Jonathan Salway, the Director of the Moscow English Theatre (MET) joins the program to talk about this issue.
Jonathan heads the only English Language Theatre with an English language repertoire in Moscow, and is thus involved, every day, with communicating British culture to Russians. In answer to the question, has British culture had an impact on Russian culture?, Jonathan answers that we perhaps underestimated the depth to which Russians understand us: "I have been here for 7 years and MET has been running for 5. I recently married a Russian. My mother-in-law, back in the Soviet Union, studied Sheridan. Now you have to be a bit specialized to understand Sheridan's work, and she knew it very well. She said: ‘in the Soviet Union we would look at lots of different theatrical works from other countries. They had that, but not necessarily the exposure."
"One of our first plays that we performed here was ‘Educating Rita,' this is about the class system in Britain, and I was thinking — will this appeal to a Russian audience? It did, they associated with the characters. They had some concept of the class system, they couldn't necessarily determine what one actress was saying in a Liverpudlian accent, but they did understand the essence of what was going on….When we started to rehearse the play we were thinking if we should change the play to make it ‘understandable' to a Russian audience, but in the end we decided to do this as we would do it to a British audience. We could tell that the audience was with us because they got the jokes."
"…We set off with the idea that we wanted to do contemporary theatre. Partly because many of the companies which come over here, such as the Royal Shakespeare Company, bring, obviously, a lot of more traditional plays, and many are done in great, very innovative ways….I think there is such a body of British playwrights since the 60s and 70s, so we thought, right, we wanted to appeal to a younger audience, and we wanted some of the plays and themes that we perform to have relevance with our audience today. Our second show was ‘Blue Orange' and that was really about race relations, and perceptions of people from different ethnic minorities in Britain. I was thinking — will this have any relevance at all?, and again, it did strike a chord with people. I think they saw that as a very British issue as well, so I think that was an interesting insight for them."
Most of the members of MET's audiences are people who have studied English, so one could say that they are not the average Russian. "Obviously there are a good number of students, but they are certainly not the majority. There's expats, but they are a minority. The Mayakovsky Theatre where we perform, have been great in promoting our plays; we seem to be picking up a good number of regular theatre goers in Moscow who have a good understanding of English…" Judging by what Jonathan says, It would seem that there is a strong enough European base culture in Russia to make it very possible for Russians to understand British theatre and culture, even though we live on an island.

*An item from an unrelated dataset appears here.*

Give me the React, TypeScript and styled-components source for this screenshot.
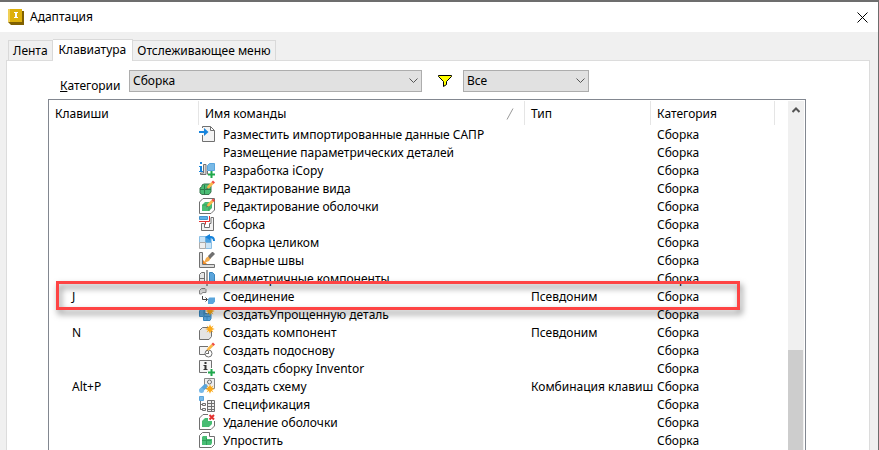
import React from "react";
import styled, { createGlobalStyle } from "styled-components";

const Global = createGlobalStyle`
  *, *::before, *::after { box-sizing: border-box; }
  html, body { margin: 0; height: 100%; overflow: hidden; }
  body, button, select { font: 12px/18px "Noto Sans", "Open Sans", Tahoma, sans-serif; color: #000; }
`;

const Window = styled.div`
  display: flex;
  flex-direction: column;
  height: 100vh;
  background: #f0f0f0;
  border-top: 2px solid #6d6d6d;
  border-right: 1px solid #6d6d6d;
`;

const TitleBar = styled.header`
  display: flex;
  align-items: center;
  gap: 6px;
  flex: none;
  height: 30px;
  padding: 0 9px 0 8px;
  background: #fff;
`;

const Title = styled.h1`
  flex: 1;
  margin: 0;
  font-size: 12px;
  font-weight: 400;
`;

const CloseButton = styled.button`
  display: grid;
  place-items: center;
  width: 14px;
  height: 16px;
  padding: 0;
  border: 0;
  background: none;
`;

const Body = styled.main`
  display: flex;
  flex-direction: column;
  flex: 1;
  min-height: 0;
  padding: 7px 8px 0 6px;
`;

const TabList = styled.div`
  display: flex;
  align-items: flex-end;
  flex: none;
  padding-left: 2px;
`;

const Tab = styled.button<{ $active?: boolean }>`
  height: ${(p) => (p.$active ? 22 : 20)}px;
  margin-bottom: ${(p) => (p.$active ? -1 : 0)}px;
  padding: ${(p) => (p.$active ? "0 6px 2px" : "1px 4px 0")};
  border: 1px solid #d9d9d9;
  border-bottom: 0;
  background: ${(p) => (p.$active ? "#fff" : "#f0f0f0")};
  white-space: nowrap;
  z-index: 1;
  & + & { border-left: 0; }
`;

const Panel = styled.section`
  display: flex;
  flex-direction: column;
  flex: 1;
  min-height: 0;
  padding: 9px 63px 0 41px;
  border: 1px solid #dcdcdc;
  border-bottom: 0;
  background: #fff;
`;

const Filters = styled.div`
  display: flex;
  align-items: center;
  flex: none;
  height: 22px;
  margin-bottom: 7px;
  padding-left: 12px;
`;

const FieldLabel = styled.label`
  width: 69px;
  padding-top: 10px;
`;

const SelectBox = styled.div<{ $width: number }>`
  display: grid;
  align-items: center;
  width: ${(p) => p.$width}px;
  & > * { grid-area: 1 / 1; }
  & > svg { justify-self: end; margin-right: 4px; pointer-events: none; }
`;

const Select = styled.select`
  width: 100%;
  height: 22px;
  padding: 0 3px;
  border: 1px solid #adadad;
  border-radius: 0;
  background: #e1e1e1;
  appearance: none;
`;

const FilterIcon = styled.svg`
  margin: 0 11px 0 16px;
`;

const ListBox = styled.div`
  display: flex;
  flex: 1;
  min-height: 0;
  padding: 1px 1px 0 0;
  border: 1px solid #828790;
  border-bottom: 0;
`;

const ListView = styled.div`
  flex: 1;
  min-width: 0;
  overflow: hidden;
`;

const Table = styled.table`
  width: 100%;
  table-layout: fixed;
  border-collapse: separate;
  border-spacing: 0;
`;

const Col = styled.col<{ $width?: number }>`
  width: ${(p) => (p.$width ? `${p.$width}px` : "auto")};
`;

const HeadCell = styled.th`
  height: 24px;
  padding: 2px 6px 0;
  border-right: 1px solid #e5e5e5;
  font-weight: 400;
  text-align: left;
  &:last-child { border-right: 0; }
`;

const HeadLabel = styled.span`
  display: flex;
  align-items: center;
  justify-content: space-between;
  padding-right: 4px;
`;

const Cell = styled.td<{ $indent?: boolean }>`
  position: relative;
  height: 18px;
  padding: 2px 0 0 ${(p) => (p.$indent ? 23 : 6)}px;
  line-height: 16px;
  white-space: nowrap;
`;

const CommandCell = styled(Cell)`
  padding: 0;
`;

const Command = styled.span`
  display: flex;
  align-items: center;
  gap: 8px;
  height: 18px;
`;

const CommandName = styled.span`
  padding-top: 2px;
`;

const Highlight = styled.span`
  position: absolute;
  z-index: 2;
  top: -6px;
  left: 7px;
  width: 684px;
  height: 29px;
  border: 3px solid #fe4444;
  filter: drop-shadow(2px 4px 3px rgba(0, 0, 0, 0.5));
  pointer-events: none;
`;

const ScrollBar = styled.div`
  display: flex;
  flex-direction: column;
  width: 16px;
  background: #f0f0f0;
`;

const ScrollButton = styled.button`
  display: grid;
  place-items: center;
  height: 17px;
  padding: 0;
  border: 0;
  background: none;
`;

const Track = styled.div`
  flex: 232;
`;

const Thumb = styled.div`
  flex: 100;
  width: 15px;
  background: #cdcdcd;
`;

const GREY = "#707070";
const GREEN = "#49bd74";
const BLUE = "#5aa5dc";

const Pencil = () => (
  <>
    <path d="M7.500 9l1-3 4-4 2 2-4 4z" fill="#f8b84c" />
    <path d="M12.500 2L14 .5l2 2L14.500 4z" fill="#f0483e" />
    <path d="M7 9.500l1-2 1 1z" fill="#555" />
  </>
);

const Star = ({ x, y }: { x: number; y: number }) => (
  <path
    transform={`translate(${x} ${y})`}
    d="M0-4.800L1.100-2 3.500-3.500 2-1.100 4.800 0 2 1.100 3.500 3.500 1.100 2 0 4.800-1.100 2-3.500 3.500-2 1.100-4.800 0-2-1.100-3.500-3.500-1.100-2z"
    fill="#fba919"
  />
);

const Plus = () => <path d="M9 12.500h7M12.500 9v7" stroke="#1fa84c" strokeWidth="2" fill="none" />;

const icons: Record<string, React.ReactNode> = {
  place: (
    <>
      <path d="M3.500 2V.5h8l4 4v11h-12V9M11.500.5v4h4" fill="#f4f4f4" stroke={GREY} />
      <path d="M0 5h5V2l4.500 4L5 10V7H0z" fill="#1784dc" />
    </>
  ),
  icopy: (
    <>
      <path d="M1 0h2v2H1zM0 4h3v5h1v1H0V9h1V5H0z" fill="#1784dc" />
      <path d="M4.500 2.500H7v10H1.500V11H4.500z" fill="#ddd" stroke={GREY} />
      <path d="M8.500 3.500l2-2h5v7h-7z" fill="#78b9e6" stroke={BLUE} />
      <path d="M8.500 9v3.500" stroke={GREY} />
      <Plus />
    </>
  ),
  editView: (
    <>
      <path d="M1 8l2-1.500V5l2-1h6l1 2v6l-2 2.500H3L1 13z" fill={GREEN} stroke="#39754e" />
      <path d="M1 9.500h4.500V14M5.500 9.500V5M6 9.500h6" fill="none" stroke="#2b7a49" />
      <Pencil />
    </>
  ),
  editShell: (
    <>
      <path d="M4 .5h11.500V12L12 15.500H.5V4z" fill="#fff" stroke={GREY} />
      <path d="M3 7l3-3h7v6l-3 3H3z" fill={GREEN} />
      <path d="M3.500 7H10v6" fill="none" stroke="#2f9f58" />
      <Pencil />
    </>
  ),
  assembly: (
    <>
      <path d="M.5.5h8v3h-8z" fill="#5fb1e8" stroke="#4594cc" />
      <path d="M0 5.500h6.500v3M10.500 0v5.500H6" fill="none" stroke="#e3312f" />
      <path d="M12 1.500h2.500v13h-12v-7h3v4h5v-4H12z" fill="#f2f2f2" stroke={GREY} />
    </>
  ),
  whole: (
    <>
      <path d="M.5 2.500h6v6h-6zM6.500 8.500h6v6h-6z" fill="#c9e3f6" stroke="#8bbfe4" />
      <path d="M6.500 2.500h6v6h-6z" fill="#4a9fdf" />
      <path d="M.5 8.500h6v6h-6z" fill="#eee" stroke="#aaa" />
      <path d="M6 3l5-3v2c3 0 5 1 5 5h-2c0-2-1-3-3-3v2z" fill="#1784dc" />
    </>
  ),
  weld: (
    <>
      <path d="M.5.5h3v12h12v3H.5z" fill="#ddd" stroke={GREY} />
      <path d="M4 12V8l4 4z" fill="#f08a24" />
      <path d="M5 11l2-5 3-2 2 2-2 3z" fill="#f2aa4c" />
      <path d="M9 4l4-4h1l2 2-5 5z" fill={GREY} />
    </>
  ),
  mirror: (
    <>
      <path d="M.5 4.500l2-2h3v11h-5zM1 8.500h4" fill="#e6e6e6" stroke={GREY} />
      <path d="M8 0v16" stroke="#444" />
      <path d="M10.500 2.500h3l2 2v9h-5z" fill={BLUE} stroke="#3a86bd" />
    </>
  ),
  joint: (
    <>
      <path d="M.5 6V2.500l2-2H6l1 1v3H3.500L2.500 6z" fill="#ddd" stroke="#888" />
      <path d="M3.500 8v3.500H8M6.500 9.500l2 2-2 2" fill="none" stroke="#444" />
      <path d="M9 11l1.500-1.500H16v4L14 16H9z" fill={BLUE} />
    </>
  ),
  simplified: (
    <>
      <path d="M.5 5l1-1.500H6v4h6v5l-1 2H4.500v-4h-4z" fill={BLUE} stroke="#3a86bd" />
      <path d="M5 10.500h6M5 4v6M8 10v5" stroke="#3a86bd" />
      <Star x={11} y={5} />
    </>
  ),
  component: (
    <>
      <path d="M.5 6.500l3-3h9v9l-2.500 3H.5z" fill="#e4e4e4" stroke={GREY} />
      <Star x={11} y={5} />
    </>
  ),
  substrate: (
    <>
      <path d="M9 4.500H.5v8H6" fill="#f4f4f4" stroke={GREY} />
      <circle cx="9.500" cy="11.500" r="3.500" fill="none" stroke={GREY} />
      <path d="M9.500 9v3M7 11.500h3" stroke={GREY} />
      <Pencil />
    </>
  ),
  inventor: (
    <>
      <path d="M8 12.500H.5V.5h12V8" fill="#f4f4f4" stroke={GREY} />
      <path d="M5.500 2h2v2h-2zM4.500 5h3v4h1v1h-4V9h1V6h-1z" fill="#333" />
      <Plus />
    </>
  ),
  scheme: (
    <>
      <path d="M5.500.5h10v10h-10z" fill="#eee" stroke="#888" />
      <circle cx="10.500" cy="4" r="2" fill="none" stroke={GREY} />
      <path d="M2.500 12l4-4" stroke={BLUE} strokeWidth="4" strokeLinecap="round" />
      <circle cx="2.500" cy="12.500" r="2.500" fill="#77b9e8" />
      <Star x={11} y={11} />
    </>
  ),
  bom: (
    <>
      <path d="M.5.5h4v4h-4z" fill="#77b9e8" stroke={BLUE} />
      <path d="M1.500 5v8.500H4M1.500 8.500H4" fill="none" stroke={GREY} />
      <path d="M3.500 7.500h3v2h-3zM3.500 12.500h3v2h-3zM8.500 4.500h7v11h-7zM8.500 7.500h7M8.500 10.500h7M8.500 13.500h7M12.500 4v11" fill="#eee" stroke={GREY} />
    </>
  ),
  removeShell: (
    <>
      <path d="M4 .5h11.500V12L12 15.500H.5V4z" fill="#fff" stroke={GREY} />
      <path d="M3 7l3-3h7v6l-3 3H3z" fill={GREEN} />
      <path d="M9 0h7v7H9z" fill="#fff" />
      <path d="M10.500 1l4.500 4.500M15 1l-4.500 4.500" stroke="#e3312f" strokeWidth="2" />
    </>
  ),
  simplify: (
    <>
      <path d="M3.500.5h7v4h5v8l-3 3H.5v-12z" fill="#fff" stroke={GREY} />
      <path d="M3 5l1-1h4v3h5v4l-1 2H3z" fill={GREEN} />
      <path d="M3 8.500h9M7.500 6v7" stroke="#2f9f58" />
    </>
  ),
};

const Icon = ({ name }: { name?: string }) => (
  <svg width="16" height="16" viewBox="0 0 16 16" aria-hidden="true">
    {name && icons[name]}
  </svg>
);

const Chevron = () => (
  <svg width="9" height="6" viewBox="0 0 9 6" fill="none" stroke="#555" aria-hidden="true">
    <path d="M.5.5l4 4 4-4" />
  </svg>
);

interface Row {
  icon?: string;
  name: string;
  keys?: string;
  type?: string;
  marked?: boolean;
}

const rows: Row[] = [
  { icon: "place", name: "Разместить импортированные данные САПР" },
  { name: "Размещение параметрических деталей" },
  { icon: "icopy", name: "Разработка iCopy" },
  { icon: "editView", name: "Редактирование вида" },
  { icon: "editShell", name: "Редактирование оболочки" },
  { icon: "assembly", name: "Сборка" },
  { icon: "whole", name: "Сборка целиком" },
  { icon: "weld", name: "Сварные швы" },
  { icon: "mirror", name: "Симметричные компоненты" },
  { icon: "joint", name: "Соединение", keys: "J", type: "Псевдоним", marked: true },
  { icon: "simplified", name: "СоздатьУпрощенную деталь" },
  { icon: "component", name: "Создать компонент", keys: "N", type: "Псевдоним" },
  { icon: "substrate", name: "Создать подоснову" },
  { icon: "inventor", name: "Создать сборку Inventor" },
  { icon: "scheme", name: "Создать схему", keys: "Alt+P", type: "Комбинация клавиш" },
  { icon: "bom", name: "Спецификация" },
  { icon: "removeShell", name: "Удаление оболочки" },
  { icon: "simplify", name: "Упростить" },
];

export default function App() {
  return (
    <>
      <Global />
      <Window>
        <TitleBar>
          <svg width="16" height="16" viewBox="0 0 16 16" aria-hidden="true">
            <path d="M2 2h14v14H3l-3-3z" fill="#806000" />
            <path d="M0 0h14v13H0z" fill="#ddb00c" />
            <path d="M0 0h2v13H0z" fill="#f0cf55" />
            <path d="M6 3h4v1H9v4h1v1H6V8h1V4H6z" fill="#fff" />
          </svg>
          <Title>Адаптация</Title>
          <CloseButton aria-label="Закрыть">
            <svg width="11" height="11" viewBox="0 0 11 11" stroke="#000" aria-hidden="true">
              <path d="M.5.5l10 10M10.500.5l-10 10" />
            </svg>
          </CloseButton>
        </TitleBar>
        <Body>
          <TabList role="tablist">
            <Tab role="tab">Лента</Tab>
            <Tab role="tab" $active aria-selected="true">Клавиатура</Tab>
            <Tab role="tab">Отслеживающее меню</Tab>
          </TabList>
          <Panel>
            <Filters>
              <FieldLabel htmlFor="category"><u>К</u>атегории</FieldLabel>
              <SelectBox $width={293}>
                <Select id="category"><option>Сборка</option></Select>
                <Chevron />
              </SelectBox>
              <FilterIcon width="14" height="12" viewBox="0 0 14 12" aria-hidden="true">
                <path d="M.5.5h13v1L8.500 6.500v3l-3 2v-5l-5-5z" fill="#ff0" stroke="#000" />
              </FilterIcon>
              <SelectBox $width={126}>
                <Select aria-label="Фильтр"><option>Все</option></Select>
                <Chevron />
              </SelectBox>
            </Filters>
            <ListBox>
              <ListView>
                <Table>
                  <colgroup>
                    <Col $width={150} />
                    <Col $width={326} />
                    <Col $width={126} />
                    <Col $width={124} />
                    <Col />
                  </colgroup>
                  <thead>
                    <tr>
                      <HeadCell>Клавиши</HeadCell>
                      <HeadCell>
                        <HeadLabel>
                          Имя команды
                          <svg width="8" height="12" viewBox="0 0 8 12" stroke="#999" aria-hidden="true">
                            <path d="M1 11.500L7 .5" />
                          </svg>
                        </HeadLabel>
                      </HeadCell>
                      <HeadCell>Тип</HeadCell>
                      <HeadCell>Категория</HeadCell>
                      <HeadCell as="td" />
                    </tr>
                  </thead>
                  <tbody>
                    {rows.map((row) => (
                      <tr key={row.name}>
                        <Cell $indent>
                          {row.keys}
                          {row.marked && <Highlight />}
                        </Cell>
                        <CommandCell>
                          <Command>
                            <Icon name={row.icon} />
                            <CommandName>{row.name}</CommandName>
                          </Command>
                        </CommandCell>
                        <Cell>{row.type}</Cell>
                        <Cell>Сборка</Cell>
                        <Cell />
                      </tr>
                    ))}
                  </tbody>
                </Table>
              </ListView>
              <ScrollBar>
                <ScrollButton aria-label="Прокрутить вверх">
                  <svg width="8" height="6" viewBox="0 0 8 6" fill="none" stroke="#555" strokeWidth="2" aria-hidden="true">
                    <path d="M.5 5L4 1.500 7.500 5" />
                  </svg>
                </ScrollButton>
                <Track />
                <Thumb />
              </ScrollBar>
            </ListBox>
          </Panel>
        </Body>
      </Window>
    </>
  );
}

"I think there is a great interest in British culture, a desire to learn the language, which I find to be very strong here. Before I came to Moscow I did a lot of touring around the world, and I was surprised to find so many people with an interest in British culture and of course in English. And then you have this immense theater culture here. I would rate Russian culture and history as being one of the most vibrant in the world. I was working in Voronezh a few weeks ago on an international theatre festival, doing some workshops, and there was an Italian there, and he was relating the fact that audiences are difficult to find in Italy, that it is a kind of dying art form. But in Moscow, it seems to me that it's in its heyday…"

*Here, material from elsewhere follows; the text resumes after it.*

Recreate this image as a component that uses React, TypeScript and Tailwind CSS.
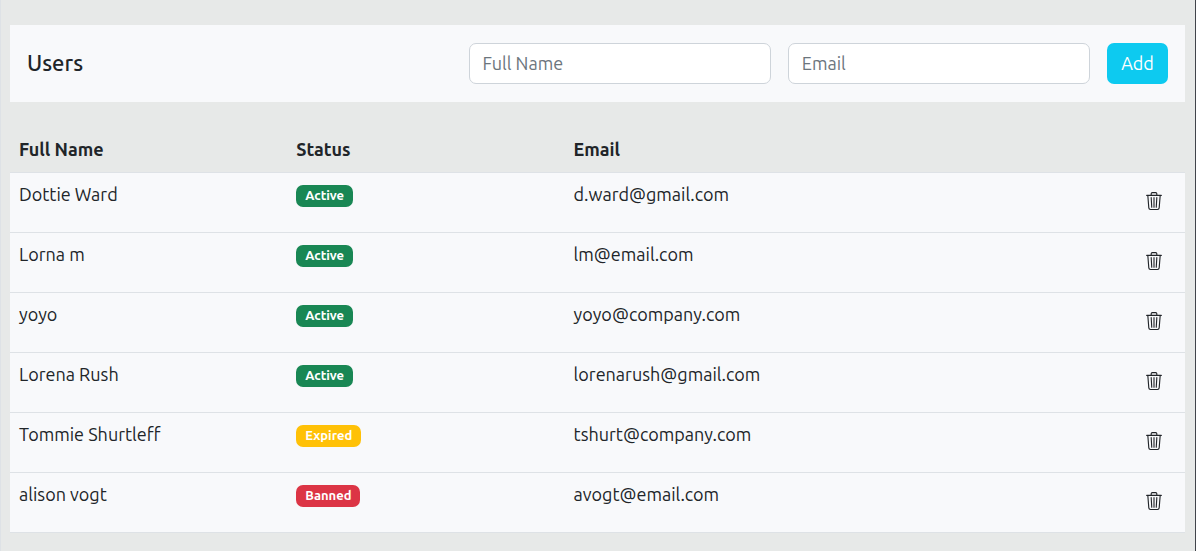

Jonathan also teaches acting to Russia actors and actresses. Here again, there seems to be a cultural overlap. "The Stanislavsky method is still part of a bedrock of teaching acting skills in the UK and the US. That is a Russian method, albeit from a century ago… In Russia, I use techniques from when I rehearsed in England, and from what I learned in drama school. I had one student who had done quite a lot of Russian acting training as well, and he said that there is quite a lot of cross over. One thing I have found here is that Russians tend to have a longer rehearsal period. I don't know if that is something cultural or something economic or practical…. Russians tend to be earnest, they look for the truth, and tap into that emotional side extremely well…"
Throughout the program, Jonathan stresses that Russians are also Europeans, and that perhaps we have been exaggerating the differences. It is not the same thing as working with an alien culture. "…I know people who have gone to Japan and worked in theater there, and they have said: this is completely different. There is a stereotype that Russians don't have a sense of humor, and perhaps in the street they are like that, but once you cut through it, things are completely different. The recent show we are doing, called ‘Every Brilliant Thing' has a lot of audience participation. We take people from the audience and they shout stuff out, it's a very serious theme — mental illness, it's a comedy on that. I was worried that we wouldn't find anybody here who would volunteer to participate in that way, but from the first performance we did, when that first scene came up, somebody came up. They saw that you are playing with us, so we can play back, we are involved with this… there were particular gags, and they love laughing!.."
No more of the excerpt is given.